Sedona is a small-town tourist area, similar in that respect to where I’d lived and worked in Michigan. I found work fairly quickly and soon formed a jazz trio with drummer Kevin McQuaid and bassist Steve Douglas, who had Michigan roots. I played various gigs accompanying several singers. I also found a solo piano gig in an Italian restaurant working for an owner who loved jazz! I played weddings and private parties and picked up a steady church gig where the minister, Bishop David McMannes, loved jazz, and together we started a monthly jazz church concert series. When my relationship and engagement ended (more blues material!) I thought about moving back to Chicago or to a bigger city. I reconsidered when my granddaughter was born nearby in Flagstaff. Also, I was hearing stories about how gigs were dwindling in Chicago while I was working 5-6 nights a week in Sedona. Occasionally I went to Phoenix or LA for gigs. But musicians these places were having a hard time too, especially after the 2008 crash. So I ended up staying in Sedona. My main difficulty was finding work in the summer when things slowed down in Arizona. So early on I started going back to Michigan in the summer where gigs were plentiful during the tourist season, and I quickly renewed my contacts there. One gig I’ve been playing the past several years in Charlevoix, Michigan is the Grey Gables which has a piano bar tradition since the 1970s. So, almost by accident, I found myself living in two beautiful small-town areas, and only rarely do I get back to Chicago to play gigs. Now it’s 2017, and this is still my pattern.
One common thread, a common problem that many of us have had is the level of pay we pianists, and musicians and general, receive for the amount of work we do. We all have stories on this topic, so it’s somewhat of a chiché. I’ve put in years of training comparable to that of a doctor. Somebody said that it takes 10,000 hours to achieve expertise, and I figure I’ve put in at least 50,000 hours performing music.
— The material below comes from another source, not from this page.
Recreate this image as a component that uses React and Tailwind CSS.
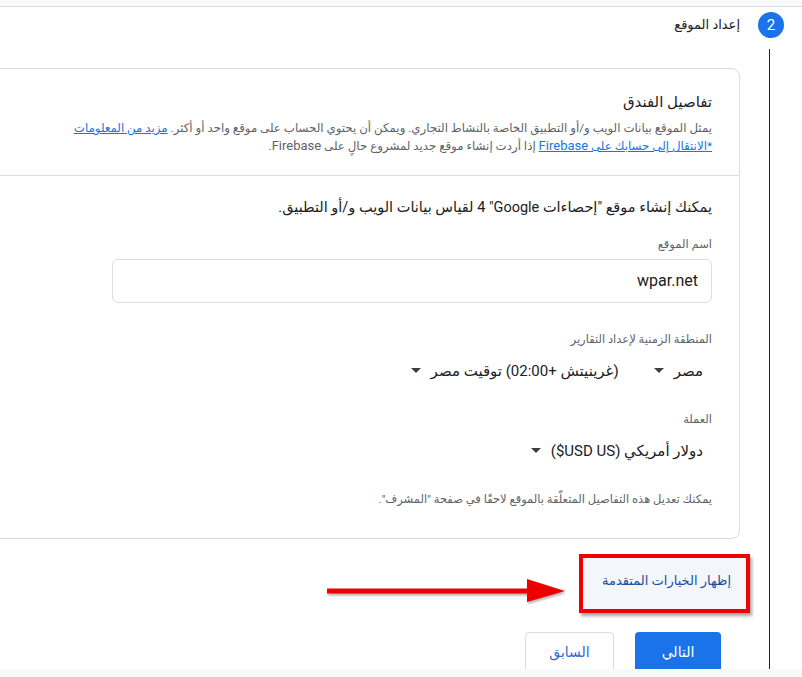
import React from "react";

function Caret() {
  return (
    <svg width="10" height="6" viewBox="0 0 10 6" className="shrink-0">
      <path d="M0 0 L10 0 L5 5 Z" fill="#3c4043" />
    </svg>
  );
}

export default function App() {
  return (
    <div
      dir="rtl"
      className="relative w-[802px] h-[677px] overflow-hidden bg-white text-[#202124]"
      style={{ fontFamily: "Roboto, 'DejaVu Sans', 'Noto Sans', sans-serif" }}
    >
      <div className="h-[6px] bg-[#f8f9fa]" />
      <div className="h-px bg-[#dadce0]" />

      {/* step header */}
      <div className="flex items-center gap-[18px] pr-[18px] mt-[5px]">
        <div className="w-[26px] h-[26px] rounded-full bg-[#1a73e8] text-white flex items-center justify-center text-[15px]">
          2
        </div>
        <div className="text-[13px] leading-[20px]">إعداد الموقع</div>
      </div>

      <div className="flex mt-[11px]">
        {/* rail */}
        <div dir="ltr" className="w-[57px] shrink-0 pl-[24px]">
          <div className="w-px h-[630px] bg-[#202124]" />
        </div>

        {/* content */}
        <div className="flex-1 pt-[19px]">
          <div className="mr-[5px] ml-[-20px] border border-[#dadce0] rounded-[8px]">
            <div className="pr-[27px] pt-[21px] pb-[20px] border-b border-[#dadce0]">
              <div className="text-[15px] leading-[24px]">تفاصيل الفندق</div>
              <div className="mt-[6px] text-[11.8px] leading-[17px] text-[#5f6368] whitespace-nowrap">
                <div>
                  يمثل الموقع بيانات الويب و/أو التطبيق الخاصة بالنشاط التجاري. ويمكن أن يحتوي الحساب على موقع واحد أو أكثر.{" "}
                  <span className="text-[#1a73e8] underline">مزيد من المعلومات</span>
                </div>
                <div>
                  <span className="text-[#1a73e8] underline">
                    *الانتقال إلى حسابك على <span className="text-[13px]">Firebase</span>
                  </span>{" "}
                  إذا أردت إنشاء موقع جديد لمشروع حالٍ على <span className="text-[13px]">Firebase</span>.
                </div>
              </div>
            </div>

            <div className="pr-[27px] pt-[21px] pb-[31px]">
              <div className="text-[14.5px] leading-[22px] whitespace-nowrap">
                يمكنك إنشاء موقع "إحصاءات <bdi>Google</bdi>" <bdi>4</bdi> لقياس بيانات الويب و/أو التطبيق.
              </div>

              <div className="mt-[17px] text-[11.5px] leading-[16px] text-[#5f6368]">اسم الموقع</div>
              <div className="mt-[7px] w-[600px] h-[44px] border border-[#dadce0] rounded-[6px] flex items-center pr-[13px]">
                <span dir="ltr" className="text-[16px]">wpar.net</span>
              </div>

              <div className="mt-[28px] text-[11.5px] leading-[16px] text-[#5f6368]">المنطقة الزمنية لإعداد التقارير</div>
              <div className="mt-[12px] h-[24px] flex items-center pr-[9px] text-[15px]">
                <div className="flex items-center gap-[10px]">
                  <span>مصر</span>
                  <Caret />
                </div>
                <div className="flex items-center gap-[10px] mr-[35px]">
                  <span>(غرينيتش +02:00) توقيت مصر</span>
                  <Caret />
                </div>
              </div>

              <div className="mt-[28px] text-[11.5px] leading-[16px] text-[#5f6368]">العملة</div>
              <div className="mt-[12px] h-[24px] flex items-center pr-[9px] text-[15px]">
                <div className="flex items-center gap-[10px]">
                  <span>
                    دولار أمريكي (<bdi dir="ltr">$USD US</bdi>)
                  </span>
                  <Caret />
                </div>
              </div>

              <div className="mt-[28px] text-[11.5px] leading-[16px] text-[#5f6368]">
                يمكنك تعديل هذه التفاصيل المتعلّقة بالموقع لاحقًا في صفحة "المشرف".
              </div>
            </div>
          </div>

          {/* advanced options + arrow */}
          <div className="flex items-start mt-[15px] mr-[-5px]">
            <div className="shrink-0 w-[171px] h-[59px] border-[4px] border-[#f00000] shadow-[2px_3px_3px_rgba(0,0,0,0.35)] bg-[#f3f6fb] flex items-center pr-[15px] pb-[5px]">
              <span className="text-[13px] text-[#1a4d9e]">إظهار الخيارات المتقدمة</span>
            </div>
            <svg
              width="238"
              height="28"
              viewBox="0 0 238 28"
              className="shrink-0 mt-[23px] mr-[14px] drop-shadow-[1px_2px_1px_rgba(0,0,0,0.3)]"
            >
              <rect x="0" y="11.5" width="204" height="5" fill="#ee0000" />
              <polygon points="200,2 238,14 200,25" fill="#ee0000" />
            </svg>
          </div>

          {/* buttons */}
          <div className="flex gap-[21px] mt-[19px] mr-[24px]">
            <div className="w-[86px] h-[44px] rounded-[4px] bg-[#1a73e8] text-white text-[14px] flex items-center justify-center pb-[4px]">
              التالي
            </div>
            <div className="w-[89px] h-[44px] rounded-[4px] border border-[#dadce0] text-[#3367d6] text-[14px] flex items-center justify-center pb-[4px]">
              السابق
            </div>
          </div>
        </div>
      </div>

      <div className="absolute bottom-0 left-0 right-0 h-[8px] bg-[#f8f9fa]" />
    </div>
  );
}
Kelly Sill tells the story that, in the 70s, a jazz gig paid $75, and, guess what!? A jazz gig today still pays $75! In one sense, we are lucky to able to do what we do and make a living. But, lately, the possibility of making a living just playing gigs, even seven days a week, is almost impossible.
In the 90s I played a hotel lobby gig at the rather high-end Renaissance Hotel at Wacker & State. It was a duo gig booked through an agent, and I was able to ask Ron DeWar to play the gig with me. He was one of my jazz heroes from college, and I couldn’t believe my good fortune! In a short time, the gig was cut down to a piano single. This was sad, but I kept playing the gig. Then a while later I got a call from the agent, and the hotel was only willing to pay $75. My first instinct was to quit the gig. I asked the agent if the hotel knew they were going to get less quality musicians for that price. She said she raised that exact point with hotel management, and their answer was, “It doesn’t matter!” I ended up staying on the gig until I got something else.
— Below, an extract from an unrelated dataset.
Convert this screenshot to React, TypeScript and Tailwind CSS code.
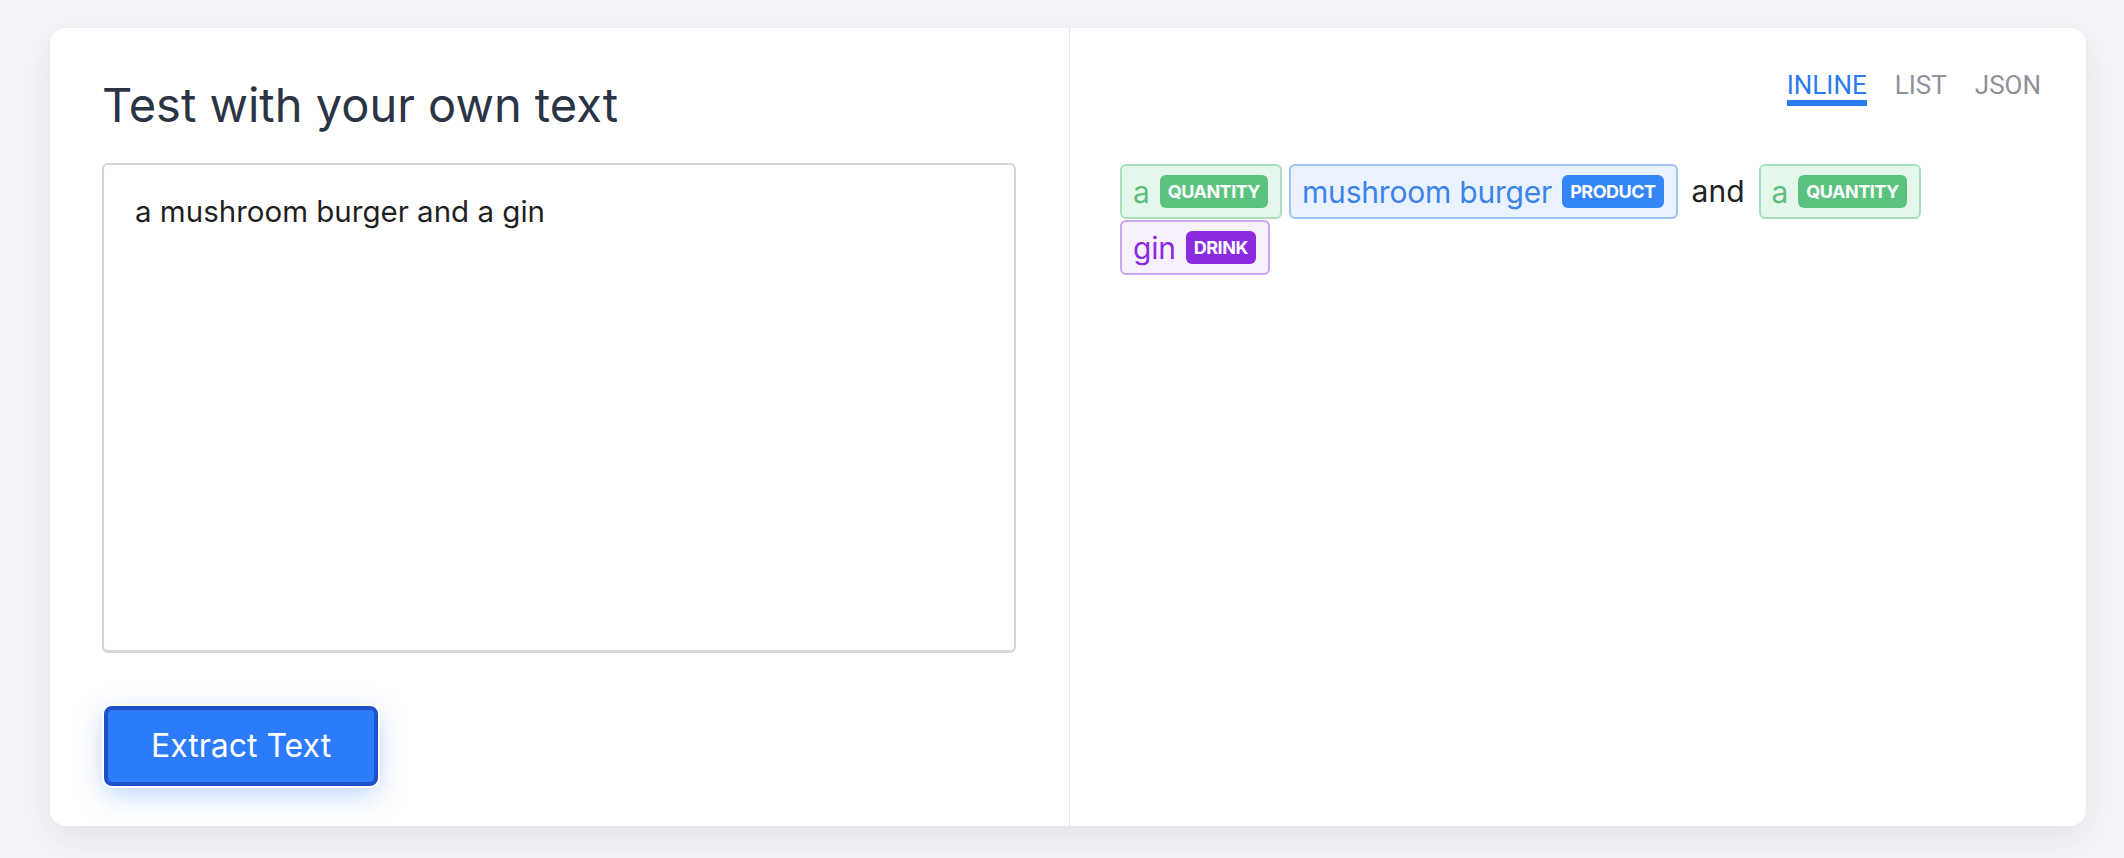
import React from 'react';

type Ent = { text: string; label?: string; kind?: 'qty' | 'product' | 'drink' };

const tokens: Ent[] = [
	{ text: 'a', label: 'quantity', kind: 'qty' },
	{ text: 'mushroom burger', label: 'product', kind: 'product' },
	{ text: 'and' },
	{ text: 'a', label: 'quantity', kind: 'qty' },
	{ text: 'gin', label: 'drink', kind: 'drink' },
];

const chipCls = {
	qty: 'bg-[#e5f6ea] border-[#a9dfbd] text-[#5cbf7e]',
	product: 'bg-[#e9f2fe] border-[#9cc3f3] text-[#3a83e8]',
	drink: 'bg-[#f7f1fe] border-[#c9a6ee] text-[#8a2be0]',
};

const badgeCls = {
	qty: 'bg-[#5cc27f]',
	product: 'bg-[#3385f8]',
	drink: 'bg-[#8a2be2]',
};

function Chip({ t }: { t: Ent }) {
	if (!t.kind) {
		return <span className="h-[55px] flex items-center px-[7px] mr-[7px] text-[30px] text-[#222]">{t.text}</span>;
	}
	return (
		<span className={`h-[55px] mr-[7px] inline-flex items-center gap-[10px] pl-[11px] pr-[12px] border-2 rounded-md text-[30px] tracking-[-0.2px] ${chipCls[t.kind]}`}>
			<span className="leading-none">{t.text}</span>
			<span className={`h-[33px] px-[8px] rounded-md flex items-center text-white text-[18px] font-bold uppercase leading-none tracking-[-0.5px] ${badgeCls[t.kind]}`}>
				{t.label}
			</span>
		</span>
	);
}

export default function App() {
	return (
		<div className="min-h-[858px] bg-[#f3f4f8] pt-[28px] pl-[50px]" style={{ fontFamily: 'Inter, "Noto Sans", sans-serif' }}>
			<div className="w-[2036px] h-[798px] bg-white rounded-2xl shadow-[0_12px_32px_rgba(30,40,70,0.08)] flex">
				{/* left: input */}
				<div className="w-[1019px] pl-[52px] pr-[53px] pt-[53px]">
					<h1 className="text-[47px] leading-none text-[#2a3444]">Test with your own text</h1>
					<textarea
						className="mt-[35px] w-[914px] h-[490px] block resize-none border-2 border-[#d6d6d6] border-b-[3px] rounded-md pl-[31px] pt-[24px] text-[29.5px] leading-normal text-[#1f1f1f] outline-none"
						defaultValue="a mushroom burger and a gin"
					/>
					<button className="mt-[53px] ml-[2px] w-[274px] h-[80px] rounded-lg border-4 border-[#1e50c8] bg-[#2b7bfa] text-white text-[32px] shadow-[0_0_0_2px_#ffffff,0_8px_26px_rgba(59,130,246,0.35)]">
						Extract Text
					</button>
				</div>
				{/* right: results */}
				<div className="flex-1 border-l border-[#e6e6e6] pl-[50px] pr-[45px]">
					<div className="flex justify-end gap-[28px] pt-[44px] text-[26px] leading-none" style={{ fontFamily: 'Roboto, sans-serif' }}>
						<div className="flex flex-col items-stretch">
							<span className="text-[#2b7bf0]">INLINE</span>
							<span className="mt-[2px] h-[6px] bg-[#2b7bf0]" />
						</div>
						<span className="text-[#8e9199]">LIST</span>
						<span className="text-[#8e9199]">JSON</span>
					</div>
					<div className="mt-[58px] flex flex-wrap gap-y-[1px]">
						{tokens.map((t, i) => (
							<Chip key={i} t={t} />
						))}
					</div>
				</div>
			</div>
		</div>
	);
}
A $100 gig is still common, though it’s good to see the 5-6 hour gigs are very rare now, and 3 hours is quite common. Some pianists making $300 a night in restaurants are using recordings and tracks. A pianist at a piano bar in Traverse City told me has his iPod ready, so when somebody requests a song like “Brickhouse” (and they do), he plays the recording. He says he spends up to half his evening playing recordings. Other pianists have background tracks to supplement their singing and playing. Now some of these guys are friends of mine, so I’m not going to rail against them. I’m glad they’re making a good paycheck. But, to me, it’s not fun to perform playing along with background tracks song after song. Also, as a listener, it’s just not entertaining to me. I sometimes wonder why this works for them getting more gigs and better pay. Maybe it’s the “wow” factor, and when a pianist auditions for a clueless F & B manager, his big sound gets him hired over the other guy without tracks.
Also, some piano players are doing gigs that call for a hard-driving, in-your-face kind of performance, often without tracks. I admit the performers, audience, and management all seem to have success with it! I have occasionally done this kind of gig before, at the Redhead and other places, but it is not really in my wheelhouse, even though these gigs often pay better. I’ve heard of gigs in Chicago where the management wants only songs from the past 15 or 20 years. That would be impossible for me, not just uncomfortable! I guess I have to accept that I’m from the old school, and I like the quieter, more intimate setting, where the great standards of the 30s and 40s are the mainstay of the repertoire. These kinds of piano bar gigs are becoming more rare. I wonder if the “in-your-face” kind of performer feels the same bond with his audience that I feel playing the quieter style of a piano bar setting, a connection I feel is subtle and magical.
This year I plan to record an album of originals, hopefully with a group of mostly Chicago musicians, in the swinging, bluesy style that I love, and that Chicago is known for. This is a little bit of anomaly, since most “saloon pianists,” including me, are more known for interpreting standards, not originals. I have a few songs already picked out that I’ll redo from previous albums, and I have some newer tunes from a musical I wrote with my Sedona writing partner Joyce Callahan. There is a whole new way of distributing music these days, and, it can be difficult, though some are being very successful in the digital marketplace by working hard and following the new methods. I’m immersed in learning this new concept of digital music promotion right now, although promoting my own music has always been difficult for me. I’m learning a lot, and I have a good feeling about it. Wish me luck. Wish us all luck!